Vale lembrar que os principais fatores que sustentaram esse número grande de postos foram as irregularidades do mercado: sonegação, adulteração etc.  Na medida em que estas sejam eliminadas, o enxugamento deverá ser acelerado.


 


 



 “O crescimento da demanda por álcool será menor.”


 


Antonio de Pádua Rodrigues é diretor técnico da União da Indústria de Cana-de-Açúcar (Unica).


 


P.O. – Uma possível queda nas exportações de etanol poderá causar redução nos preços internos?


Antonio de Pádua Rodrigues – Não. A queda nas exportações não tem relação com os preços do petróleo; ela é produto da própria recessão dos EUA, principal mercado importador. Prevemos aumento da produção e exportação de açúcar, maior produção de álcool para o mercado interno – o maior consumidor do produto – e menores exportações. As perspectivas para 2009 apontam para crescimento da frota de veículos, ainda que em ritmo menor que em 2008. Por isso, não haverá retração do consumo de álcool, mas o crescimento da demanda por álcool será menor.


Porém, é necessário que se financie os estoques no longo prazo, cujo custo é alto, para manter o equilíbrio de preços.

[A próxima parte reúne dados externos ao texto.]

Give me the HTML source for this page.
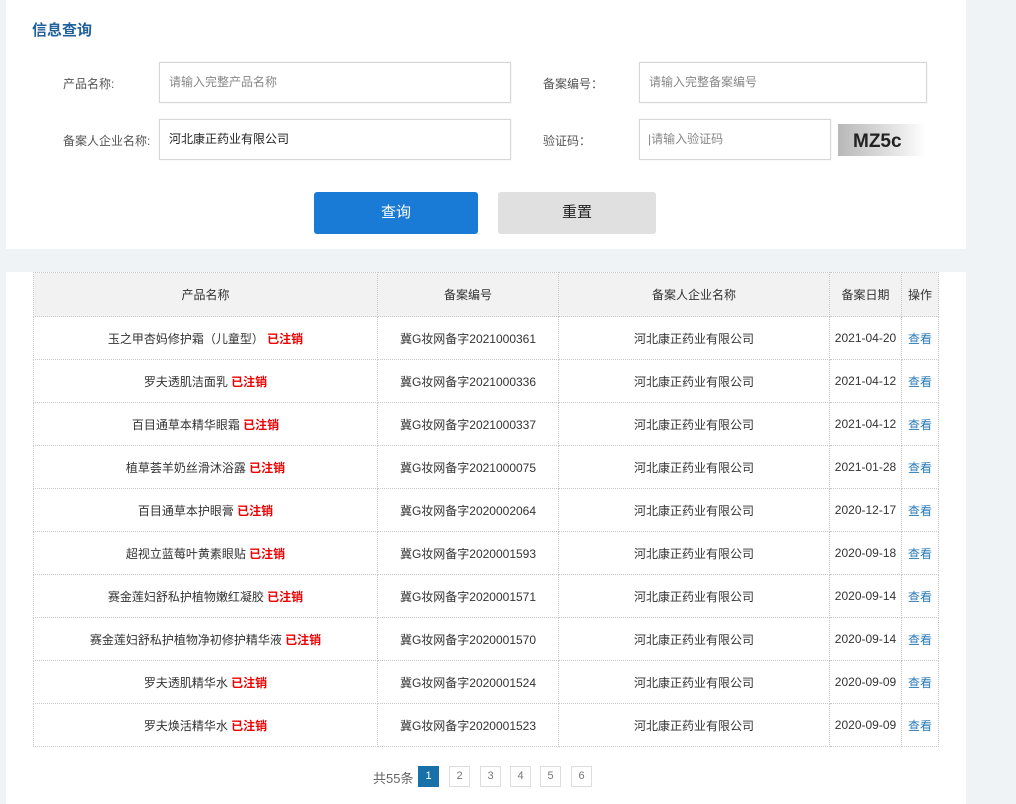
<!DOCTYPE html>
<html><head><meta charset="utf-8"><style>
*{margin:0;padding:0;box-sizing:border-box}
body{width:1016px;height:804px;background:#f0f3f6;font-family:"Liberation Sans","Noto Sans CJK SC",sans-serif;font-size:12px;color:#333;position:relative;overflow:hidden}
.p1{position:absolute;left:6px;top:0;width:960px;height:249px;background:#fff}
.p2{position:absolute;left:6px;top:272px;width:960px;height:532px;background:#fff}
.a{position:absolute}
.title{left:32px;top:19px;font-size:15px;font-weight:bold;color:#1f5f9a}
.lbl{color:#555;font-size:12px}
.inp{border:1px solid #d6d6d6;background:#fff;height:41px;line-height:39px;padding-left:9px;color:#888;font-size:12px;box-shadow:0 0 2px rgba(0,0,0,.08)}
.btn{height:42px;line-height:42px;text-align:center;font-size:15px;border-radius:3px}
table{position:absolute;left:33px;top:272px;width:906px;border-collapse:collapse;border:1px dotted #9fb5d8;table-layout:fixed}
td,th{border:1px dotted #c8c8c8;text-align:center;font-weight:normal;font-size:12px;color:#333;height:43px;padding:0;white-space:nowrap;vertical-align:middle}
th{background:#f2f2f2;height:44px}
.r{color:#e00;font-weight:bold}
.v{color:#2a7ab8}
.pg{position:absolute;top:766px;width:21px;height:21px;border:1px solid #ddd;text-align:center;line-height:19px;color:#777;font-size:11px;background:#fff}
</style></head><body>
<div class="p1"></div><div class="p2"></div>
<div class="a title">信息查询</div>
<div class="a lbl" style="left:63px;top:75px">产品名称:</div>
<div class="a inp" style="left:159px;top:62px;width:352px">请输入完整产品名称</div>
<div class="a lbl" style="left:63px;top:132px">备案人企业名称:</div>
<div class="a inp" style="left:159px;top:119px;width:352px;color:#222">河北康正药业有限公司</div>
<div class="a lbl" style="left:543px;top:75px">备案编号：</div>
<div class="a inp" style="left:639px;top:62px;width:288px">请输入完整备案编号</div>
<div class="a lbl" style="left:543px;top:132px">验证码：</div>
<div class="a inp" style="left:639px;top:119px;width:192px;padding-left:8px">|请输入验证码</div>
<div class="a" style="left:838px;top:124px;width:88px;height:32px;background:linear-gradient(90deg,#b8b8b8,#e8e8e8 70%,#fff);font:bold 19px 'Liberation Sans Narrow','Liberation Sans',sans-serif;color:#222;line-height:36px;padding-left:15px;letter-spacing:0">MZ5c</div>
<div class="a btn" style="left:314px;top:192px;width:164px;background:#1a7bd6;color:#fff">查询</div>
<div class="a btn" style="left:498px;top:192px;width:158px;background:#e0e0e0;color:#222">重置</div>
<table>
<colgroup><col style="width:344px"><col style="width:181px"><col style="width:271px"><col style="width:72px"><col></colgroup>
<tr><th>产品名称</th><th>备案编号</th><th>备案人企业名称</th><th>备案日期</th><th>操作</th></tr>
<tr><td>玉之甲杏妈修护霜（儿童型） <span class="r">已注销</span></td><td>冀G妆网备字2021000361</td><td>河北康正药业有限公司</td><td>2021-04-20</td><td class="v">查看</td></tr>
<tr><td>罗夫透肌洁面乳 <span class="r">已注销</span></td><td>冀G妆网备字2021000336</td><td>河北康正药业有限公司</td><td>2021-04-12</td><td class="v">查看</td></tr>
<tr><td>百目通草本精华眼霜 <span class="r">已注销</span></td><td>冀G妆网备字2021000337</td><td>河北康正药业有限公司</td><td>2021-04-12</td><td class="v">查看</td></tr>
<tr><td>植草荟羊奶丝滑沐浴露 <span class="r">已注销</span></td><td>冀G妆网备字2021000075</td><td>河北康正药业有限公司</td><td>2021-01-28</td><td class="v">查看</td></tr>
<tr><td>百目通草本护眼膏 <span class="r">已注销</span></td><td>冀G妆网备字2020002064</td><td>河北康正药业有限公司</td><td>2020-12-17</td><td class="v">查看</td></tr>
<tr><td>超视立蓝莓叶黄素眼贴 <span class="r">已注销</span></td><td>冀G妆网备字2020001593</td><td>河北康正药业有限公司</td><td>2020-09-18</td><td class="v">查看</td></tr>
<tr><td>赛金莲妇舒私护植物嫩红凝胶 <span class="r">已注销</span></td><td>冀G妆网备字2020001571</td><td>河北康正药业有限公司</td><td>2020-09-14</td><td class="v">查看</td></tr>
<tr><td>赛金莲妇舒私护植物净初修护精华液 <span class="r">已注销</span></td><td>冀G妆网备字2020001570</td><td>河北康正药业有限公司</td><td>2020-09-14</td><td class="v">查看</td></tr>
<tr><td>罗夫透肌精华水 <span class="r">已注销</span></td><td>冀G妆网备字2020001524</td><td>河北康正药业有限公司</td><td>2020-09-09</td><td class="v">查看</td></tr>
<tr><td>罗夫焕活精华水 <span class="r">已注销</span></td><td>冀G妆网备字2020001523</td><td>河北康正药业有限公司</td><td>2020-09-09</td><td class="v">查看</td></tr>
</table>
<div class="a" style="left:373px;top:768px;font-size:13px;color:#666">共55条</div>
<div class="pg" style="left:418px;background:#1770a8;color:#fff;border-color:#1770a8">1</div>
<div class="pg" style="left:449px">2</div>
<div class="pg" style="left:480px">3</div>
<div class="pg" style="left:510px">4</div>
<div class="pg" style="left:540px">5</div>
<div class="pg" style="left:571px">6</div>
</body></html>
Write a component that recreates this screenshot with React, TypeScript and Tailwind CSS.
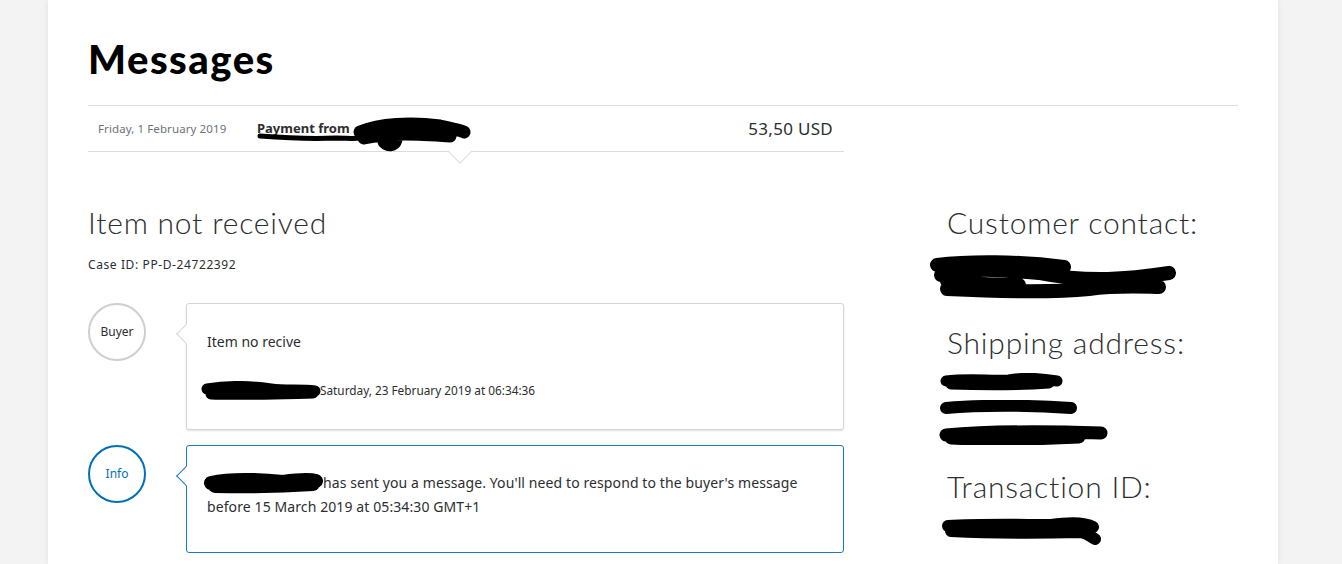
import React from 'react';

const body = { fontFamily: '"Noto Sans", "Open Sans", sans-serif' };
const head = { fontFamily: 'Lato, "Noto Sans", sans-serif' };

function Scribble({ w, h, d, sw = 12 }: { w: number; h: number; d: string; sw?: number }) {
  return (
    <svg width={w} height={h} viewBox={`0 0 ${w} ${h}`} className="block">
      <path d={d} fill="none" stroke="#000" strokeWidth={sw} strokeLinecap="round" strokeLinejoin="round" />
    </svg>
  );
}

function Avatar({ label, blue }: { label: string; blue?: boolean }) {
  return (
    <div
      className={`w-[58px] h-[58px] shrink-0 rounded-full border-2 flex items-center justify-center text-[12px] ${
        blue ? 'border-[#0070ba] text-[#0070ba]' : 'border-[#cfcfcf] text-[#2c2e2f]'
      }`}
    >
      {label}
    </div>
  );
}

function Bubble({ blue, children, h }: { blue?: boolean; children: React.ReactNode; h: string }) {
  return (
    <div
      className={`relative flex-1 bg-white rounded-[3px] border ${h} ${
        blue ? 'border-[#1b7bc2]' : 'border-[#d6d6d6] shadow-[0_1px_2px_rgba(0,0,0,0.12)]'
      }`}
    >
      <div
        className={`absolute left-[-8px] top-[23px] w-[14px] h-[14px] rotate-45 bg-white border-l border-b ${
          blue ? 'border-[#1b7bc2]' : 'border-[#d6d6d6]'
        }`}
      />
      <div className="relative">{children}</div>
    </div>
  );
}

const sideHead = 'text-[30px] leading-[40px] font-light text-[#2c2e2f] tracking-[0.8px]';

export default function App() {
  return (
    <div className="min-h-screen bg-[#f3f3f3] overflow-hidden" style={body}>
      <div className="ml-[48px] w-[1230px] min-h-[564px] bg-white shadow-[0_0_6px_rgba(0,0,0,0.08)] px-[40px] pt-[34px]">
        <h1 className="text-[40px] leading-[50px] font-black text-black tracking-[1.5px]" style={head}>
          Messages
        </h1>

        <div className="mt-[21px] border-t border-[#dcdcdc]">
          <div className="relative w-[756px] h-[46px] border-b border-[#dcdcdc] flex items-center">
            <span className="ml-[10px] w-[159px] text-[11.5px] tracking-[0.1px] text-[#6c7378]">Friday, 1 February 2019</span>
            <span className="text-[13px] font-bold text-[#2c2e2f]">Payment from</span>
            <span className="ml-auto mr-[11px] text-[17px] tracking-[0.3px] text-[#2c2e2f]">53,50 USD</span>
            <div className="absolute left-[168px] top-[20px]">
              <Scribble w={110} h={20} sw={5} d="M4 10 C30 12 60 13 80 12 C90 12 96 13 104 12" />
            </div>
            <div className="absolute left-[262px] top-[6px]">
              <Scribble
                w={124}
                h={40}
                sw={13}
                d="M10 20 C30 12 60 10 90 14 C100 16 110 18 114 20 M14 26 C40 20 70 22 100 24 M34 30 C38 34 44 34 46 28"
              />
            </div>
            <div className="absolute left-[363px] top-[45px] w-[18px] h-[18px] rotate-45 bg-white border-r border-b border-[#dcdcdc] -translate-y-1/2" />
          </div>
        </div>

        <div className="flex mt-[50px]">
          <div className="w-[756px]">
            <h2 className={sideHead} style={head}>
              Item not received
            </h2>
            <div className="mt-[14px] text-[12px] tracking-[0.6px] text-[#2c2e2f]">Case ID: PP-D-24722392</div>

            <div className="mt-[29px] flex gap-[40px]">
              <Avatar label="Buyer" />
              <Bubble h="h-[127px]">
                <div className="pl-[20px] pt-[27px] text-[14px] text-[#2c2e2f]">Item no recive</div>
                <div className="pl-[14px] mt-[29px] flex items-center text-[11.8px] text-[#2c2e2f]">
                  <Scribble w={120} h={20} sw={11} d="M6 8 C30 4 50 5 70 8 C85 10 100 8 114 10 M10 13 C40 14 70 13 112 12" />
                  <span className="-ml-[1px]">Saturday, 23 February 2019 at 06:34:36</span>
                </div>
              </Bubble>
            </div>

            <div className="mt-[15px] flex gap-[40px]">
              <Avatar label="Info" blue />
              <Bubble blue h="h-[108px]">
                <div className="pl-[20px] pr-[40px] pt-[25px] text-[14px] leading-[24px] tracking-[0.1px] text-[#2c2e2f]">
                  <span className="inline-block align-middle w-[118px] h-[20px] -mt-[4px] -ml-[4px] mr-[2px]">
                    <Scribble w={120} h={22} sw={14} d="M8 11 C30 6 60 8 80 10 C95 8 105 7 113 9 M12 14 C50 15 80 14 110 12" />
                  </span>
                  has sent you a message. You'll need to respond to the buyer's message before 15 March 2019 at
                  05:34:30 GMT+1
                </div>
              </Bubble>
            </div>
          </div>

          <div className="ml-[103px]">
            <h3 className={sideHead} style={head}>
              Customer contact:
            </h3>
            <div className="-ml-[18px] mt-[13px]">
              <Scribble
                w={250}
                h={46}
                sw={14}
                d="M8 10 C40 6 90 6 135 12 M12 20 C20 12 60 14 110 18 C160 28 200 24 240 18 M18 34 C60 36 120 38 160 34 C190 30 220 32 230 32 M18 26 C40 28 60 30 90 30"
              />
            </div>
            <h3 className={`mt-[21px] ${sideHead}`} style={head}>
              Shipping address:
            </h3>
            <div className="-ml-[8px] mt-[11px] flex flex-col gap-[9px]">
              <Scribble w={126} h={18} sw={11} d="M7 8 C30 5 50 8 70 7 C85 4 100 5 118 8 M12 11 C40 12 80 12 110 10" />
              <Scribble w={140} h={16} sw={12} d="M7 8 C40 5 90 5 132 8" />
              <Scribble w={170} h={20} sw={13} d="M7 10 C40 7 100 6 162 8 M12 13 C50 15 100 14 140 12" />
            </div>
            <h3 className={`mt-[21px] ${sideHead}`} style={head}>
              Transaction ID:
            </h3>
            <div className="-ml-[6px] mt-[11px]">
              <Scribble w={162} h={30} sw={12} d="M7 9 C40 7 80 8 110 8 C130 5 145 6 152 10 M10 14 C50 16 100 16 140 15 C148 17 150 20 154 22" />
            </div>
          </div>
        </div>
      </div>
    </div>
  );
}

O menor preço do petróleo poderá influenciar a decisão imediata de alguns países de optar pelo álcool. Porém, esse preço deve se manter assim por pouco tempo, como foi com recente alta, quando o barril atingiu R$ 140, para depois cair.


 


P.O. – Obama declarou que pretende dar mais atenção à questão ambiental. Diante dessa afirmação, o que o Brasil pode esperar no tocante às exportações de etanol para os EUA?


Pádua – Em março, o presidente Lula deverá ir aos EUA e esse assunto estará em pauta.


Prevemos negociações de médio prazo, com chances de o etanol ser beneficiado com tributação diferenciada, menor, que facilite sua entrada no mercado norte-americano.


 


 



 “Acreditamos em um primeiro trimestre reprimido (...) e num 2010 promissor.”


 


Carlos Alberto Zeppini é diretor do Grupo Zeppini e presidente da Associação Brasileira da Indústria de Equipamentos para Postos de Serviços (Abieps).


 


P.O. – Como fica o custo do dinheiro no Brasil diante da crise internacional e da redução da taxa de juros interna?


Carlos Zeppini – A crise mundial trouxe um novo cenário para todos. No Brasil, em especial, as instituições financeiras estão reprimidas mais pelo fato de aguardarem um mercado mais estável do que pela falta de recursos. Ajustes, como o das taxas de juros, estão reduzindo o custo do dinheiro, mas esperamos por mais ações que possam ajudar o mercado a retomar o ritmo de 2008. 


 


P.O. – Qual a tendência dos preços dos equipamentos e serviços para o setor de postos?


Zeppini – O valor dos equipamentos e serviços continua estável. Como o mercado está desaquecido, essa situação deve permanecer inalterada.  


 


P.O. – Quais as perspectivas da Abieps para 2009-2010?


Zeppini – Acreditamos em um primeiro trimestre reprimido, mas com recuperação ao longo dos demais meses e um 2010 promissor. A frota de veículo cresceu muito nos últimos anos, no Brasil. O revendedor que atualizar seu empreendimento deve conquistar esse consumidor, por isso acreditamos em aquecimento do mercado, também em função da adequação ambiental.


Quanto às exportações, o mercado externo está retraído e não existe perspectiva de mudança desse quadro no curto prazo.